Copy everything in the listing below word for word, apart from any images.

MATERIAL:
** Begin **
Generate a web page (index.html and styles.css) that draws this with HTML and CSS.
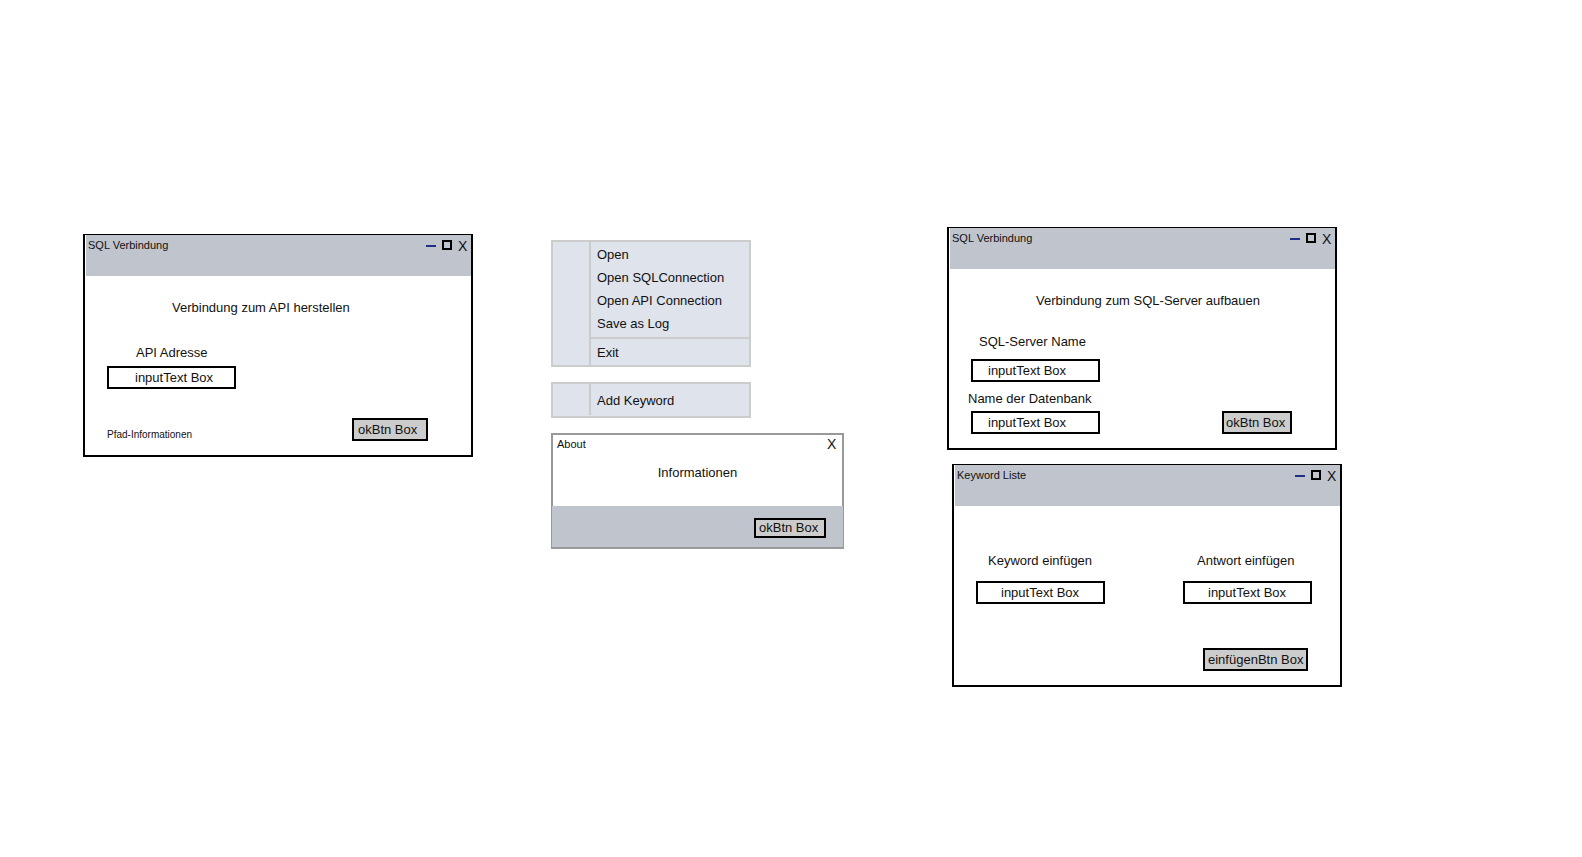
FILE: index.html
```html
<!DOCTYPE html>
<html lang="de">
<head>
<meta charset="utf-8">
<title>Mockups</title>
<link rel="stylesheet" href="styles.css">
</head>
<body>
<main class="canvas">

  <section class="window window-api">
    <header class="titlebar">
      <h2 class="title">SQL Verbindung</h2>
      <div class="controls">
        <button class="control" aria-label="Minimieren"><svg width="10" height="12" viewBox="0 0 10 12"><path d="M0 6H10" stroke="#1d2f86" stroke-width="2"/></svg></button>
        <button class="control" aria-label="Maximieren"><svg width="10" height="12" viewBox="0 0 10 12"><path d="M1 1H9V9H1Z" fill="none" stroke="#000" stroke-width="2"/></svg></button>
        <button class="control close" aria-label="Schließen">X</button>
      </div>
    </header>
    <form class="body">
      <p class="heading">Verbindung zum API herstellen</p>
      <label class="label-api" for="api">API Adresse</label>
      <input class="field" id="api" type="text" value="inputText Box">
      <div class="footer">
        <span class="hint">Pfad-Informationen</span>
        <button class="action" type="button">okBtn Box</button>
      </div>
    </form>
  </section>

  <nav class="menu menu-file">
    <div class="gutter"></div>
    <div class="entries">
      <button class="entry">Open</button>
      <button class="entry">Open SQLConnection</button>
      <button class="entry">Open API Connection</button>
      <button class="entry">Save as Log</button>
      <hr class="separator">
      <button class="entry">Exit</button>
    </div>
  </nav>

  <nav class="menu menu-keyword">
    <div class="gutter"></div>
    <div class="entries">
      <button class="entry">Add Keyword</button>
    </div>
  </nav>

  <section class="about">
    <header class="about-head">
      <h2 class="title">About</h2>
      <button class="control close" aria-label="Schließen">X</button>
    </header>
    <p class="about-text">Informationen</p>
    <footer class="about-footer">
      <button class="action" type="button">okBtn Box</button>
    </footer>
  </section>

  <section class="window window-sql">
    <header class="titlebar">
      <h2 class="title">SQL Verbindung</h2>
      <div class="controls">
        <button class="control" aria-label="Minimieren"><svg width="10" height="12" viewBox="0 0 10 12"><path d="M0 6H10" stroke="#1d2f86" stroke-width="2"/></svg></button>
        <button class="control" aria-label="Maximieren"><svg width="10" height="12" viewBox="0 0 10 12"><path d="M1 1H9V9H1Z" fill="none" stroke="#000" stroke-width="2"/></svg></button>
        <button class="control close" aria-label="Schließen">X</button>
      </div>
    </header>
    <form class="body">
      <p class="heading">Verbindung zum SQL-Server aufbauen</p>
      <label class="label-server" for="server">SQL-Server Name</label>
      <input class="field" id="server" type="text" value="inputText Box">
      <label class="label-db" for="db">Name der Datenbank</label>
      <div class="footer">
        <input class="field" id="db" type="text" value="inputText Box">
        <button class="action" type="button">okBtn Box</button>
      </div>
    </form>
  </section>

  <section class="window window-list">
    <header class="titlebar">
      <h2 class="title">Keyword Liste</h2>
      <div class="controls">
        <button class="control" aria-label="Minimieren"><svg width="10" height="12" viewBox="0 0 10 12"><path d="M0 6H10" stroke="#1d2f86" stroke-width="2"/></svg></button>
        <button class="control" aria-label="Maximieren"><svg width="10" height="12" viewBox="0 0 10 12"><path d="M1 1H9V9H1Z" fill="none" stroke="#000" stroke-width="2"/></svg></button>
        <button class="control close" aria-label="Schließen">X</button>
      </div>
    </header>
    <form class="body">
      <div class="pair">
        <div class="column">
          <label class="label-keyword" for="keyword">Keyword einfügen</label>
          <input class="field" id="keyword" type="text" value="inputText Box">
        </div>
        <div class="column">
          <label class="label-answer" for="answer">Antwort einfügen</label>
          <input class="field" id="answer" type="text" value="inputText Box">
        </div>
      </div>
      <div class="footer">
        <button class="action" type="button">einfügenBtn Box</button>
      </div>
    </form>
  </section>

</main>
</body>
</html>
```

FILE: styles.css
```css
* {
  box-sizing: border-box;
}

body {
  margin: 0;
  background: #fff;
  color: #111;
  font: 13px/16px "Liberation Sans", Arial, sans-serif;
}

h2,
p {
  margin: 0;
}

button,
input {
  margin: 0;
  padding: 0;
  border: 0;
  border-radius: 0;
  background: none;
  color: inherit;
  font: inherit;
}

.canvas {
  position: relative;
  min-height: 100vh;
}

.window,
.menu,
.about {
  position: absolute;
}

/* windows */

.window {
  width: 390px;
  border: 2px solid #000;
  border-top-width: 1px;
  background: #fff;
}

.window-api {
  left: 83px;
  top: 234px;
}

.window-sql {
  left: 947px;
  top: 227px;
}

.window-list {
  left: 952px;
  top: 464px;
}

.titlebar {
  display: flex;
  justify-content: space-between;
  align-items: flex-start;
  height: 41px;
  margin-left: 1px;
  padding: 2px 4px 0 2px;
  background: #c0c4cc;
}

.title {
  font-size: 11px;
  font-weight: normal;
}

.controls {
  display: flex;
  align-items: center;
  gap: 6px;
  padding-top: 1px;
}

.control svg {
  display: block;
}

.close {
  width: 9px;
  font-size: 14px;
}

.body {
  display: flex;
  flex-direction: column;
  align-items: flex-start;
  padding: 24px 43px 14px 22px;
}

.heading {
  margin-left: 65px;
}

.field {
  width: 129px;
  height: 23px;
  border: 2px solid #000;
  background: #fff;
}

.footer {
  display: flex;
  align-self: stretch;
  align-items: center;
  justify-content: space-between;
}

.hint {
  align-self: flex-end;
  font-size: 10px;
  line-height: 12px;
}

.action {
  height: 23px;
  padding-left: 4px;
  border: 2px solid #000;
  background: #ccc;
  text-align: left;
}

.window-api .action {
  width: 76px;
}

.label-api {
  margin: 29px 0 5px 29px;
}

.window-api .field {
  margin-bottom: 29px;
  padding-left: 26px;
}

.window-sql .action {
  width: 70px;
  padding-left: 2px;
}

.window-sql .field {
  padding-left: 15px;
}

.label-server {
  margin: 25px 0 9px 8px;
}

.label-db {
  margin: 9px 0 4px -3px;
}

.window-list .body {
  padding: 47px 28px 14px 22px;
}

.pair {
  display: flex;
  align-self: stretch;
  justify-content: space-between;
  margin-bottom: 44px;
}

.column {
  display: flex;
  flex-direction: column;
  gap: 12px;
}

.label-keyword {
  margin-left: 12px;
}

.label-answer {
  margin-left: 14px;
}

.window-list .field {
  padding-left: 23px;
}

.window-list .footer {
  justify-content: flex-end;
  padding-right: 4px;
}

.window-list .action {
  width: 105px;
  padding-left: 3px;
}

/* menus */

.menu {
  display: flex;
  width: 200px;
  border: 2px solid #ccc;
  background: #dfe3ec;
}

.menu-file {
  left: 551px;
  top: 240px;
}

.menu-keyword {
  left: 551px;
  top: 382px;
  padding-bottom: 1px;
}

.gutter {
  width: 38px;
  border-right: 2px solid #ccc;
}

.entries {
  flex: 1;
  padding: 1px 0;
}

.menu-keyword .entries {
  padding: 5px 0 3px;
}

.entry {
  display: block;
  width: 100%;
  height: 23px;
  padding-left: 6px;
  text-align: left;
}

.separator {
  height: 2px;
  margin: 2px 0;
  border: 0;
  background: #ccc;
}

/* about dialog */

.about {
  left: 551px;
  top: 433px;
  width: 293px;
  border: 2px solid #999;
  background: #fff;
}

.about-head {
  display: flex;
  justify-content: space-between;
  padding: 1px 6px 0 4px;
}

.about-text {
  padding: 13px 0 25px;
  text-align: center;
}

.about-footer {
  display: flex;
  justify-content: flex-end;
  margin: 0 -1px;
  padding: 12px 17px 9px;
  background: #c0c4cc;
}

.about-footer .action {
  width: 72px;
  height: 20px;
  padding-left: 3px;
}
```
** End **
THE RESULT:
Generate a web page (index.html and styles.css) that draws this with HTML and CSS.
FILE: index.html
```html
<!DOCTYPE html>
<html lang="de">
<head>
<meta charset="utf-8">
<title>Mockups</title>
<link rel="stylesheet" href="styles.css">
</head>
<body>
<main class="canvas">

  <section class="window window-api">
    <header class="titlebar">
      <h2 class="title">SQL Verbindung</h2>
      <div class="controls">
        <button class="control" aria-label="Minimieren"><svg width="10" height="12" viewBox="0 0 10 12"><path d="M0 6H10" stroke="#1d2f86" stroke-width="2"/></svg></button>
        <button class="control" aria-label="Maximieren"><svg width="10" height="12" viewBox="0 0 10 12"><path d="M1 1H9V9H1Z" fill="none" stroke="#000" stroke-width="2"/></svg></button>
        <button class="control close" aria-label="Schließen">X</button>
      </div>
    </header>
    <form class="body">
      <p class="heading">Verbindung zum API herstellen</p>
      <label class="label-api" for="api">API Adresse</label>
      <input class="field" id="api" type="text" value="inputText Box">
      <div class="footer">
        <span class="hint">Pfad-Informationen</span>
        <button class="action" type="button">okBtn Box</button>
      </div>
    </form>
  </section>

  <nav class="menu menu-file">
    <div class="gutter"></div>
    <div class="entries">
      <button class="entry">Open</button>
      <button class="entry">Open SQLConnection</button>
      <button class="entry">Open API Connection</button>
      <button class="entry">Save as Log</button>
      <hr class="separator">
      <button class="entry">Exit</button>
    </div>
  </nav>

  <nav class="menu menu-keyword">
    <div class="gutter"></div>
    <div class="entries">
      <button class="entry">Add Keyword</button>
    </div>
  </nav>

  <section class="about">
    <header class="about-head">
      <h2 class="title">About</h2>
      <button class="control close" aria-label="Schließen">X</button>
    </header>
    <p class="about-text">Informationen</p>
    <footer class="about-footer">
      <button class="action" type="button">okBtn Box</button>
    </footer>
  </section>

  <section class="window window-sql">
    <header class="titlebar">
      <h2 class="title">SQL Verbindung</h2>
      <div class="controls">
        <button class="control" aria-label="Minimieren"><svg width="10" height="12" viewBox="0 0 10 12"><path d="M0 6H10" stroke="#1d2f86" stroke-width="2"/></svg></button>
        <button class="control" aria-label="Maximieren"><svg width="10" height="12" viewBox="0 0 10 12"><path d="M1 1H9V9H1Z" fill="none" stroke="#000" stroke-width="2"/></svg></button>
        <button class="control close" aria-label="Schließen">X</button>
      </div>
    </header>
    <form class="body">
      <p class="heading">Verbindung zum SQL-Server aufbauen</p>
      <label class="label-server" for="server">SQL-Server Name</label>
      <input class="field" id="server" type="text" value="inputText Box">
      <label class="label-db" for="db">Name der Datenbank</label>
      <div class="footer">
        <input class="field" id="db" type="text" value="inputText Box">
        <button class="action" type="button">okBtn Box</button>
      </div>
    </form>
  </section>

  <section class="window window-list">
    <header class="titlebar">
      <h2 class="title">Keyword Liste</h2>
      <div class="controls">
        <button class="control" aria-label="Minimieren"><svg width="10" height="12" viewBox="0 0 10 12"><path d="M0 6H10" stroke="#1d2f86" stroke-width="2"/></svg></button>
        <button class="control" aria-label="Maximieren"><svg width="10" height="12" viewBox="0 0 10 12"><path d="M1 1H9V9H1Z" fill="none" stroke="#000" stroke-width="2"/></svg></button>
        <button class="control close" aria-label="Schließen">X</button>
      </div>
    </header>
    <form class="body">
      <div class="pair">
        <div class="column">
          <label class="label-keyword" for="keyword">Keyword einfügen</label>
          <input class="field" id="keyword" type="text" value="inputText Box">
        </div>
        <div class="column">
          <label class="label-answer" for="answer">Antwort einfügen</label>
          <input class="field" id="answer" type="text" value="inputText Box">
        </div>
      </div>
      <div class="footer">
        <button class="action" type="button">einfügenBtn Box</button>
      </div>
    </form>
  </section>

</main>
</body>
</html>
```

FILE: styles.css
```css
* {
  box-sizing: border-box;
}

body {
  margin: 0;
  background: #fff;
  color: #111;
  font: 13px/16px "Liberation Sans", Arial, sans-serif;
}

h2,
p {
  margin: 0;
}

button,
input {
  margin: 0;
  padding: 0;
  border: 0;
  border-radius: 0;
  background: none;
  color: inherit;
  font: inherit;
}

.canvas {
  position: relative;
  min-height: 100vh;
}

.window,
.menu,
.about {
  position: absolute;
}

/* windows */

.window {
  width: 390px;
  border: 2px solid #000;
  border-top-width: 1px;
  background: #fff;
}

.window-api {
  left: 83px;
  top: 234px;
}

.window-sql {
  left: 947px;
  top: 227px;
}

.window-list {
  left: 952px;
  top: 464px;
}

.titlebar {
  display: flex;
  justify-content: space-between;
  align-items: flex-start;
  height: 41px;
  margin-left: 1px;
  padding: 2px 4px 0 2px;
  background: #c0c4cc;
}

.title {
  font-size: 11px;
  font-weight: normal;
}

.controls {
  display: flex;
  align-items: center;
  gap: 6px;
  padding-top: 1px;
}

.control svg {
  display: block;
}

.close {
  width: 9px;
  font-size: 14px;
}

.body {
  display: flex;
  flex-direction: column;
  align-items: flex-start;
  padding: 24px 43px 14px 22px;
}

.heading {
  margin-left: 65px;
}

.field {
  width: 129px;
  height: 23px;
  border: 2px solid #000;
  background: #fff;
}

.footer {
  display: flex;
  align-self: stretch;
  align-items: center;
  justify-content: space-between;
}

.hint {
  align-self: flex-end;
  font-size: 10px;
  line-height: 12px;
}

.action {
  height: 23px;
  padding-left: 4px;
  border: 2px solid #000;
  background: #ccc;
  text-align: left;
}

.window-api .action {
  width: 76px;
}

.label-api {
  margin: 29px 0 5px 29px;
}

.window-api .field {
  margin-bottom: 29px;
  padding-left: 26px;
}

.window-sql .action {
  width: 70px;
  padding-left: 2px;
}

.window-sql .field {
  padding-left: 15px;
}

.label-server {
  margin: 25px 0 9px 8px;
}

.label-db {
  margin: 9px 0 4px -3px;
}

.window-list .body {
  padding: 47px 28px 14px 22px;
}

.pair {
  display: flex;
  align-self: stretch;
  justify-content: space-between;
  margin-bottom: 44px;
}

.column {
  display: flex;
  flex-direction: column;
  gap: 12px;
}

.label-keyword {
  margin-left: 12px;
}

.label-answer {
  margin-left: 14px;
}

.window-list .field {
  padding-left: 23px;
}

.window-list .footer {
  justify-content: flex-end;
  padding-right: 4px;
}

.window-list .action {
  width: 105px;
  padding-left: 3px;
}

/* menus */

.menu {
  display: flex;
  width: 200px;
  border: 2px solid #ccc;
  background: #dfe3ec;
}

.menu-file {
  left: 551px;
  top: 240px;
}

.menu-keyword {
  left: 551px;
  top: 382px;
  padding-bottom: 1px;
}

.gutter {
  width: 38px;
  border-right: 2px solid #ccc;
}

.entries {
  flex: 1;
  padding: 1px 0;
}

.menu-keyword .entries {
  padding: 5px 0 3px;
}

.entry {
  display: block;
  width: 100%;
  height: 23px;
  padding-left: 6px;
  text-align: left;
}

.separator {
  height: 2px;
  margin: 2px 0;
  border: 0;
  background: #ccc;
}

/* about dialog */

.about {
  left: 551px;
  top: 433px;
  width: 293px;
  border: 2px solid #999;
  background: #fff;
}

.about-head {
  display: flex;
  justify-content: space-between;
  padding: 1px 6px 0 4px;
}

.about-text {
  padding: 13px 0 25px;
  text-align: center;
}

.about-footer {
  display: flex;
  justify-content: flex-end;
  margin: 0 -1px;
  padding: 12px 17px 9px;
  background: #c0c4cc;
}

.about-footer .action {
  width: 72px;
  height: 20px;
  padding-left: 3px;
}
```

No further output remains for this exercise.